こんにちは。舛川弥生です。
収穫の秋を迎えたオホーツク地方を車で走ると、たまねぎのコンテナや高く積まれたビートなどを見ることができます。数ある特産品の中でも今回注目するのは「わさび」です。わさびと言っても、緑色の本わさびではなく、白い色をした西洋わさびや山わさびです。意外と知られていないオホーツクわさびの世界をご紹介します。

訪ねたのは山わさびの収穫が最盛期を迎えている斜里町の畑です。北海道とわさびのイメージが結び付かない人もいるかと思いますが、国産の山わさびは90%以上が道内で生産されています。とりわけ網走市から斜里町にかけての一帯は原産地のフィンランドと気候が似ていて、栽培を始めてから50年以上の歴史があるんです。

山わさびの収穫期は毎年10月下旬から11月にかけてで、畑では土から掘り出した大きなわさびを次々とトラクターで収穫していきます。ことしは大きな天候の崩れもなく、作柄は「やや豊作」だそうです。現場でオホーツクの山わさびの魅力を聞いてみると、「辛さの中にほのかな甘みがあって、よりおいしく食べられる」と話してくれました。
この山わさび、“あまりなじみがないんだよね”と感じる人も少なくないですよね。実は私たち、よく食べているんです!!!
スーパーで見かけるチューブに入ったすりおろしわさびの多くは、本わさびと山わさびをブレンドして作っています。山わさびは辛みが強いので、入れることで風味が良くなるんだそうです。
意外と身近なオホーツクのわさびをもっと知りたい!ということで、網走市にある研究所にお邪魔しました。この研究所は道内で収穫した山わさびを加工している「金印わさび」のオホーツク工場に併設されていて、わさびにこだわった研究を行っています。

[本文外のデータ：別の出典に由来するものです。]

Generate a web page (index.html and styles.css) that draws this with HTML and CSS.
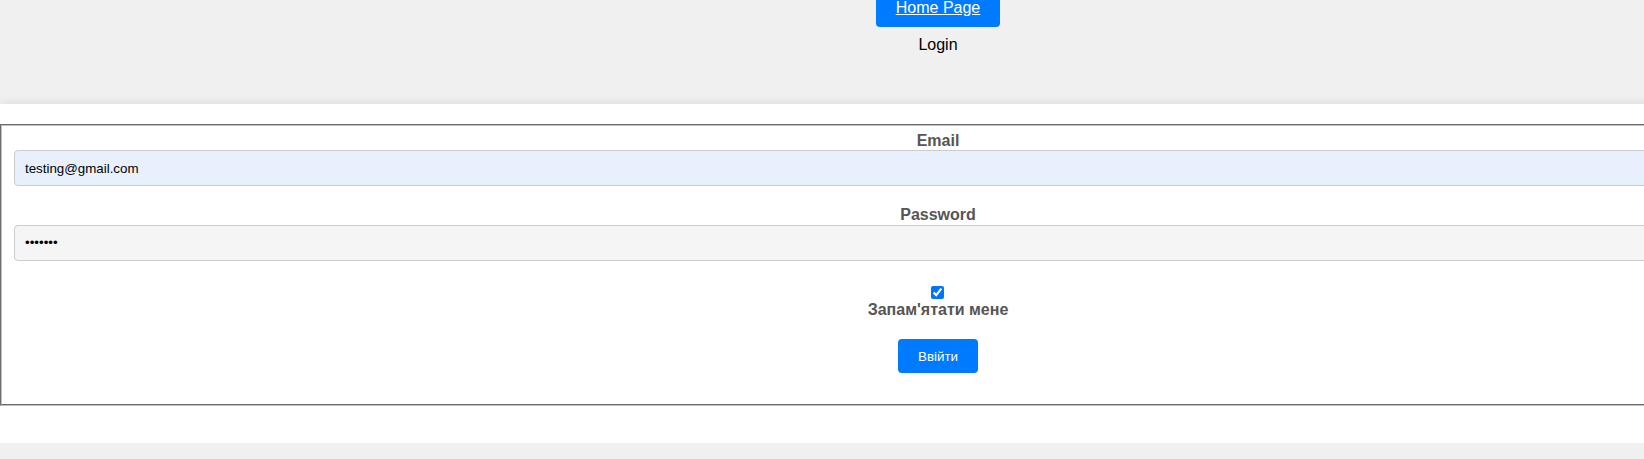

この研究所ではより辛みや甘みが強い品種を開発しているほか、道内外の産地に供給する年間20万株の苗の栽培を行っています。さらにはわさびの収穫機械の開発まで独自に行って、収穫期には社員総出で畑に出向いて作業するそうです。まさにわさびのプロフェッショナル集団です。

オホーツクのわさびについて伺ったのは研究員のお二人です。わさび一筋で30年以上研究していて、1か月で3,000本のわさびを試食することもあるそうです。

金印わさびアグリビジネス研究所 西田哲郎さん
「わさびは栽培自体は難しくありませんが、手間と時間をかけないとおいしいわさびにはならない。オホーツクエリアで山わさびを育ててくださっている農家さんのためにも、おいしくて収量の安定したわさびの苗の開発をしていきたい」
研究を重ねるお二人の取材では、“おいしいわさびの食べ方”についても話に花が咲きました。この話を参考に私もさっそく自宅で味わってみました。

津別和牛のステーキに山わさびと本わさびを添えて食べ比べてみました。(添えているガーリックは常呂町のピンクにんにく、オホーツク満喫です)
霜降りの肉には辛みが強い山わさびがよく合います。スッキリした後味で、脂っこさを抑えてくれます。本わさびは香りがよく、こちらもステーキをリッチな味わいにしてくれます。ローストビーフに山わさびが添えられていることが多いですが、やはり肉に合うんですね。
ちなみに研究員のお二人がオススメする山わさびの食べ方は、熱々のごはんにすりおろした山わさびをたっぷりのせて、しょうゆをかけるだけ。シンプルにわさびのおいしさをしっかりと味わうことができるそうです。
オホーツクの知られざる特産品とも言えるわさび。歴史を重ねてきた自慢の味をぜひ堪能してみてください。